Experimental Setting: Markov Chain Sequence Prediction
The core experimental paradigm involves training a two-layer transformer, with a single attention block and MLP block per layer, on sequences generated from K stationary Markov chains with C=10 discrete states. Each chain is sampled once from a symmetric Dirichlet ensemble and fixed for all subsequent training. The network is optimized autoregressively to predict the next state in a sequence, with both training and out-of-distribution generalization evaluated (Figure 1).
Figure 1: Schema for the data generating process and the core transformer architecture, including the definition of 1-point and 2-point sequence statistics and the illustration of four algorithmic phases as K and training time are varied.
Through this setup, the authors isolate data diversity (K) and network depth as key axes underlying the emergence of in-context memorization and generalization. Importantly, since the data are first-order Markovian, the optimal generalizing solution is strictly determined by 2-point statistics—the transition matrix itself.
Four Algorithmic Phases and Phase Boundaries
Transformer operation bifurcates into four distinct computational regimes, each corresponding to a well-defined Bayes-optimal predictor:
- 1-Gen: Next-token prediction via empirical marginal (unigram) statistics, allowing generalization to unseen chains.
- 2-Gen: Next-token prediction via empirical bigram (transition matrix) statistics, enabling optimal out-of-distribution generalization.
- 1-Mem: Chain identification and prediction using memorized stationary distributions, available when K is small.
- 2-Mem: Chain identification and retrieval of memorized transition matrices, allowing optimal training performance on known chains.
Transitions between these phases are governed by two critical data diversity thresholds: K1∗​ and K2∗​. At low K, memorizing circuits dominate; at high K, the network abruptly transitions to generalizing circuits (Figure 2).
Figure 2: Training and generalization loss plateaus at low, medium, and high K; behavioral readouts show the divergence from each predictor, while mechanistic readouts expose key attention circuit parameters.
The sharpness of these transitions is empirically validated by measuring the KL divergence between transformer output distributions and reference predictors, alongside mechanistic order parameters such as previous-state attention and induction head structure.
Circuit Tracing: Mechanistic Decomposition
The paper introduces a circuit tracing methodology wherein the transformer is unrolled into a directed graph of computational blocks—the residual stream, attention queries/keys/values, MLP layers, and output projection.
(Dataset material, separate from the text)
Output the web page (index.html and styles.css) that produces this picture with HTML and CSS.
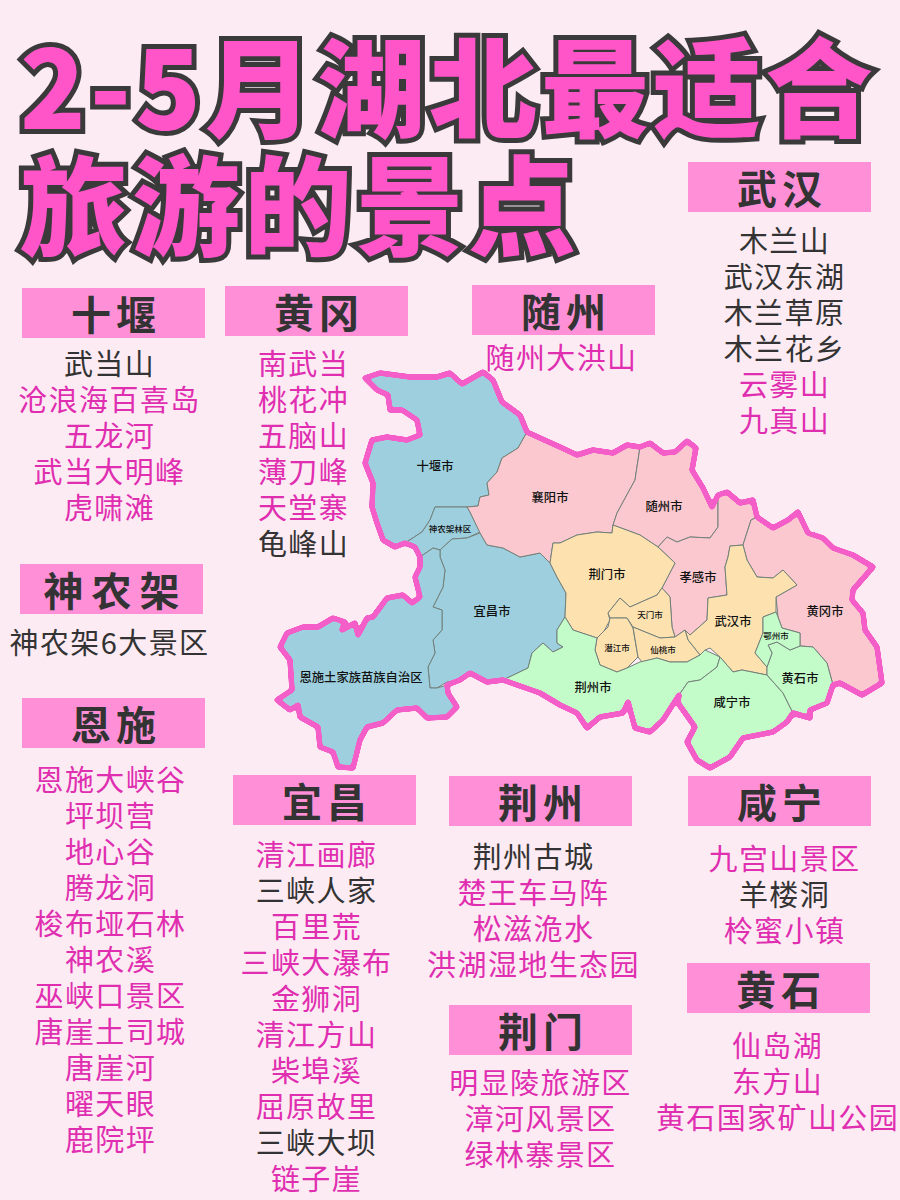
FILE: index.html
```html
<!DOCTYPE html>
<html lang="zh-CN">
<head>
<meta charset="utf-8">
<title>2-5月湖北最适合旅游的景点</title>
<link rel="stylesheet" href="styles.css">
</head>
<body>
<main class="poster">
  <svg class="map" viewBox="0 0 900 1200">
    <defs>
      <filter id="soft-edge" color-interpolation-filters="sRGB" x="-5%" y="-5%" width="110%" height="110%">
        <feGaussianBlur stdDeviation="1.3"/>
        <feComponentTransfer>
          <feFuncA type="linear" slope="7" intercept="-2.2"/>
        </feComponentTransfer>
      </filter>
    </defs>
    <g class="map-land">
      <path class="blue" d="M365 378L380 373L410 377L437 377L450 373L462 384L483 372L493 380L502 402L520 415L527 432L518 448L502 458L497 472L487 483L489 495L480 497L478 506L467 507L435 507L430 520L422 532L405 543L395 547L383 540L377 523L372 507L373 483L365 463L372 440L387 437L407 440L420 435L417 420L402 410L390 410L388 395L377 390Z"/>
      <path class="blue" d="M435 507L467 507L470 512L480 532L467 538L452 539L440 550L433 548L420 557L415 547L405 543L422 532L430 520Z"/>
      <path class="blue" d="M440 550L452 539L467 538L480 533L487 545L503 548L520 557L540 553L550 563L557 577L566 593L565 617L557 630L557 643L563 647L553 652L543 643L532 653L528 668L503 680L487 682L470 673L460 680L447 682L437 688L430 688L428 667L435 653L433 640L442 630L442 610L433 607L443 587L445 570L440 557Z"/>
      <path class="blue" d="M420 557L433 548L440 550L440 557L445 570L443 587L433 607L442 610L442 630L433 640L435 653L428 667L430 688L437 688L447 685L448 693L457 707L447 717L427 718L417 708L397 710L383 723L367 727L360 740L353 768L338 767L333 752L320 747L318 727L300 717L298 705L290 710L277 700L292 690L290 660L280 647L287 633L303 627L318 627L333 618L345 622L342 630L355 623L358 635L367 618L373 617L387 598L403 595L412 603L420 597L415 577L420 567Z"/>
      <path class="rose" d="M527 432L540 438L560 447L577 455L593 450L613 453L627 445L640 447L635 480L617 513L613 525L612 533L597 532L577 535L560 543L553 543L550 563L540 553L520 557L503 548L487 545L480 533L470 512L467 507L478 506L480 497L489 495L487 483L497 472L502 458L518 448Z"/>
      <path class="rose" d="M640 447L650 443L663 453L675 452L687 441L696 448L692 470L703 488L712 507L718 495L718 527L710 538L690 537L677 542L667 537L658 547L640 535L613 525L617 513L635 480Z"/>
      <path class="rose" d="M718 495L727 492L740 503L753 500L757 517L751 520L743 545L730 546L728 557L725 567L727 595L708 598L707 620L690 635L685 630L675 637L672 627L670 597L662 588L675 563L658 547L667 537L677 542L690 537L710 538L718 527Z"/>
      <path class="rose" d="M757 517L773 528L788 520L798 512L808 533L823 538L833 548L853 555L873 567L853 590L852 600L863 613L865 630L877 647L882 683L862 695L840 683L833 685L827 663L813 647L800 646L800 633L782 628L778 617L776 597L797 585L783 570L773 578L757 577L747 560L743 545L751 520Z"/>
      <path class="sand" d="M743 545L730 546L728 557L725 567L727 595L708 598L707 620L690 635L685 630L688 640L700 655L705 650L710 648L720 657L733 672L742 670L767 675L767 667L755 653L763 633L763 617L776 612L776 597L797 585L783 570L773 578L757 577L747 560Z"/>
      <path class="sand" d="M553 543L560 543L577 535L597 532L612 533L613 525L640 535L658 547L675 563L662 588L657 595L630 607L620 598L608 613L610 620L603 633L597 638L573 630L565 617L566 593L557 577L550 563Z"/>
      <path class="sand" d="M608 613L620 598L630 607L657 595L662 588L670 597L672 627L675 637L660 638L633 627L627 618L610 618Z"/>
      <path class="sand" d="M610 618L627 618L633 628L638 657L627 668L617 672L600 665L595 650L597 638L608 627Z"/>
      <path class="sand" d="M633 627L660 638L675 637L685 630L688 640L700 655L687 662L670 662L657 658L642 662L638 657Z"/>
      <path class="mint" d="M503 680L528 668L532 653L543 643L553 652L563 647L557 643L557 630L565 617L573 630L597 638L595 650L600 665L617 672L627 668L640 662L657 658L670 662L687 662L700 655L705 650L720 657L717 667L700 680L688 682L679 695L663 720L650 732L635 728L628 702L623 713L600 717L587 728L577 713L560 705L540 693Z"/>
      <path class="mint" d="M679 695L688 682L700 680L717 667L720 657L733 672L742 670L767 675L783 693L793 713L787 722L773 732L743 738L730 757L710 768L697 760L687 742L695 727L678 703Z"/>
      <path class="mint" d="M767 667L772 653L768 645L777 642L790 650L800 646L813 647L827 663L833 685L827 703L810 710L810 718L793 713L783 693L767 675Z"/>
      <path class="mint" d="M763 617L776 612L778 617L782 628L800 633L800 646L790 650L777 642L768 645L772 653L767 667L755 653L763 633Z"/>
    </g>
    <path class="map-edge" d="M365 378L380 373L410 377L437 377L450 373L462 384L483 372L493 380L502 402L520 415L527 432L540 438L560 447L577 455L593 450L613 453L627 445L640 447L650 443L663 453L675 452L687 441L696 448L692 470L703 488L712 507L718 495L727 492L740 503L753 500L757 517L773 528L788 520L798 512L808 533L823 538L833 548L853 555L873 567L853 590L852 600L863 613L865 630L877 647L882 683L862 695L840 683L833 685L827 703L810 710L810 718L793 713L787 722L773 732L743 738L730 757L710 768L697 760L687 742L695 727L678 703L679 695L663 720L650 732L635 728L628 702L623 713L600 717L587 728L577 713L560 705L540 693L503 680L487 682L470 673L460 680L447 685L448 693L457 707L447 717L427 718L417 708L397 710L383 723L367 727L360 740L353 768L338 767L333 752L320 747L318 727L300 717L298 705L290 710L277 700L292 690L290 660L280 647L287 633L303 627L318 627L333 618L345 622L342 630L355 623L358 635L367 618L373 617L387 598L403 595L412 603L420 597L415 577L420 567L420 557L415 547L405 543L395 547L383 540L377 523L372 507L373 483L365 463L372 440L387 437L407 440L420 435L417 420L402 410L390 410L388 395L377 390Z"/>
    <text class="city" x="435" y="471">十堰市</text>
    <text class="city city-xs" x="450" y="532">神农架林区</text>
    <text class="city" x="492" y="616">宜昌市</text>
    <text class="city" x="361" y="682">恩施土家族苗族自治区</text>
    <text class="city" x="550" y="502">襄阳市</text>
    <text class="city" x="664" y="511">随州市</text>
    <text class="city" x="698" y="582">孝感市</text>
    <text class="city" x="607" y="579">荆门市</text>
    <text class="city city-xs" x="650" y="618">天门市</text>
    <text class="city city-xs" x="617" y="651">潜江市</text>
    <text class="city city-xs" x="663" y="653">仙桃市</text>
    <text class="city" x="733" y="626">武汉市</text>
    <text class="city" x="825" y="616">黄冈市</text>
    <text class="city city-xs" x="776" y="639">鄂州市</text>
    <text class="city" x="800" y="683">黄石市</text>
    <text class="city" x="732" y="707">咸宁市</text>
    <text class="city" x="593" y="692">荆州市</text>
  </svg>

  <h1 class="title">
    <span class="title-line title-one">2-5月湖北最适合</span>
    <span class="title-line title-two">旅游的景点</span>
  </h1>

  <div class="col col-a">
    <section class="spot spot-shiyan">
      <h2>十堰</h2>
      <ul>
        <li class="plain">武当山</li><li>沧浪海百喜岛</li><li>五龙河</li><li>武当大明峰</li><li>虎啸滩</li>
      </ul>
    </section>
    <section class="spot spot-snj">
      <h2>神农架</h2>
      <ul><li class="plain">神农架6大景区</li></ul>
    </section>
    <section class="spot spot-enshi">
      <h2>恩施</h2>
      <ul>
        <li>恩施大峡谷</li><li>坪坝营</li><li>地心谷</li><li>腾龙洞</li><li>梭布垭石林</li><li>神农溪</li><li>巫峡口景区</li><li>唐崖土司城</li><li>唐崖河</li><li>曜天眼</li><li>鹿院坪</li>
      </ul>
    </section>
  </div>

  <div class="col col-b">
    <section class="spot spot-huanggang">
      <h2>黄冈</h2>
      <ul>
        <li>南武当</li><li>桃花冲</li><li>五脑山</li><li>薄刀峰</li><li>天堂寨</li><li class="plain">龟峰山</li>
      </ul>
    </section>
    <section class="spot spot-yichang">
      <h2>宜昌</h2>
      <ul>
        <li>清江画廊</li><li class="plain">三峡人家</li><li>百里荒</li><li>三峡大瀑布</li><li>金狮洞</li><li>清江方山</li><li>柴埠溪</li><li>屈原故里</li><li class="plain">三峡大坝</li><li>链子崖</li>
      </ul>
    </section>
  </div>

  <div class="col col-c">
    <section class="spot spot-suizhou">
      <h2>随州</h2>
      <ul><li>随州大洪山</li></ul>
    </section>
    <section class="spot spot-jingzhou">
      <h2>荆州</h2>
      <ul>
        <li class="plain">荆州古城</li><li>楚王车马阵</li><li>松滋洈水</li><li>洪湖湿地生态园</li>
      </ul>
    </section>
    <section class="spot spot-jingmen">
      <h2>荆门</h2>
      <ul>
        <li>明显陵旅游区</li><li>漳河风景区</li><li>绿林寨景区</li>
      </ul>
    </section>
  </div>

  <div class="col col-d">
    <section class="spot spot-wuhan">
      <h2>武汉</h2>
      <ul>
        <li class="plain">木兰山</li><li class="plain">武汉东湖</li><li class="plain">木兰草原</li><li class="plain">木兰花乡</li><li>云雾山</li><li>九真山</li>
      </ul>
    </section>
    <section class="spot spot-xianning">
      <h2>咸宁</h2>
      <ul>
        <li>九宫山景区</li><li class="plain">羊楼洞</li><li>柃蜜小镇</li>
      </ul>
    </section>
    <section class="spot spot-huangshi">
      <h2>黄石</h2>
      <ul>
        <li>仙岛湖</li><li>东方山</li><li>黄石国家矿山公园</li>
      </ul>
    </section>
  </div>
</main>
</body>
</html>
```
FILE: styles.css
```css
* { box-sizing: border-box; }
html, body { margin: 0; padding: 0; }
body { background: #fdebf3; }

.poster {
  position: relative;
  width: 900px;
  height: 1200px;
  overflow: hidden;
  background: #fdebf3;
  color: #333;
  font-family: "Noto Sans CJK SC", "Noto Sans", sans-serif;
  display: grid;
  grid-template-columns: 225px 224px 239px 212px;
  grid-template-rows: 162px 123px 915px;
}

/* Title */
.title { display: contents; }
.title-line {
  font-size: 108px;
  font-weight: 900;
  line-height: 1;
  letter-spacing: 4px;
  white-space: nowrap;
  color: #ff55c8;
  -webkit-text-stroke: 10px #3a3a3a;
  paint-order: stroke fill;
  position: relative;
  z-index: 1;
}
.title-one { grid-column: 1 / -1; grid-row: 1; padding: 28px 0 0 20px; }
.title-two { grid-column: 1 / 4; grid-row: 2; padding: 0 0 0 20px; margin-top: -16px; }

/* Columns */
.col { display: flex; flex-direction: column; position: relative; z-index: 2; }
.col-a { grid-column: 1; grid-row: 3; padding-top: 3px; }
.col-b { grid-column: 2; grid-row: 3; padding-top: 1px; }
.col-c { grid-column: 3; grid-row: 3; }
.col-d { grid-column: 4; grid-row: 2 / 4; }

/* Sections */
.spot { width: 183px; display: flex; flex-direction: column; align-items: center; }
.spot h2 {
  align-self: stretch;
  height: 50px;
  margin: 0;
  background: #ff90d8;
  color: #333;
  font-size: 40px;
  font-weight: 700;
  line-height: 50px;
  letter-spacing: 5px;
  text-indent: 5px;
  text-align: center;
  white-space: nowrap;
}
.spot-snj h2 { letter-spacing: 8px; text-indent: 8px; }
.spot ul {
  list-style: none;
  margin: var(--gap, 8px) 0 0;
  padding: 0;
  display: flex;
  flex-direction: column;
  align-items: center;
  width: 100%;
  transform: translateX(var(--shift, 0));
}
.spot li {
  font-size: 29px;
  line-height: 36px;
  letter-spacing: 1.4px;
  white-space: nowrap;
  font-weight: 400;
  color: #e02eb0;
}
.spot li.plain { color: #333; }

.spot-shiyan    { margin-left: 22px; --gap: 6px;  --shift: -4px; }
.spot-snj       { margin-left: 20px; margin-top: 40px; --gap: 9px; --shift: -2px; }
.spot-enshi     { margin-left: 22px; margin-top: 39px; --gap: 12px; --shift: -3px; }
.spot-huanggang { --gap: 8px; --shift: -13px; }
.spot-yichang   { margin-left: 8px; margin-top: 215px; --gap: 10px; --shift: -8px; }
.spot-suizhou   { margin-left: 23px; --gap: 3px; --shift: -2px; }
.spot-jingzhou  { margin-top: 402px; --gap: 11px; --shift: -7px; }
.spot-jingmen   { margin-top: 24px; --gap: 8px; --shift: 0px; }
.spot-wuhan     { --gap: 9px; --shift: 5px; }
.spot-xianning  { margin-top: 339px; --gap: 13px; --shift: 5px; }
.spot-huangshi  { margin-left: -1px; margin-top: 16px; --gap: 13px; --shift: -1px; }

/* Map */
.map { position: absolute; inset: 0; width: 900px; height: 1200px; z-index: 0; }
.map-land { stroke: #73807a; stroke-width: 1px; stroke-linejoin: round; }
.map-edge {
  fill: none;
  stroke: #f45ec8;
  stroke-width: 5px;
  stroke-linejoin: round;
  filter: url(#soft-edge);
}
.blue { fill: #9dcfde; }
.rose { fill: #fac8ce; }
.sand { fill: #fde2b0; }
.mint { fill: #c3fcc8; }
.city {
  font-size: 12.3px;
  font-weight: 500;
  fill: #111;
  text-anchor: middle;
}
.city-xs { font-size: 8.5px; }
```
By systematic edge ablation (mean replacement) and measuring output KL divergence, the authors identify sparse subcircuits responsible for each phase.
This mechanistic separation is corroborated by strong alignment between phase-specific behavioral and mechanistic readouts.
Task Vector and Task Recognition Head Analysis
During memorization, the transformer builds a compact sequence-level representation—a "task vector"—which codes the identity of the generating Markov chain. The encoder-pool-decoder circuit is essential, and pooling over nonlinear embeddings (via MLP1) is necessary for discriminative task vector formation. The authors demonstrate:
To formalize phase transitions, a symmetry-constrained attention-only transformer (SA-transformer) is introduced. By exploiting permutation symmetry in the task ensemble, the parameter space is reduced to a handful of scalars governing previous-state and induction head biases, mixture weights, and positional bias (Figure 5).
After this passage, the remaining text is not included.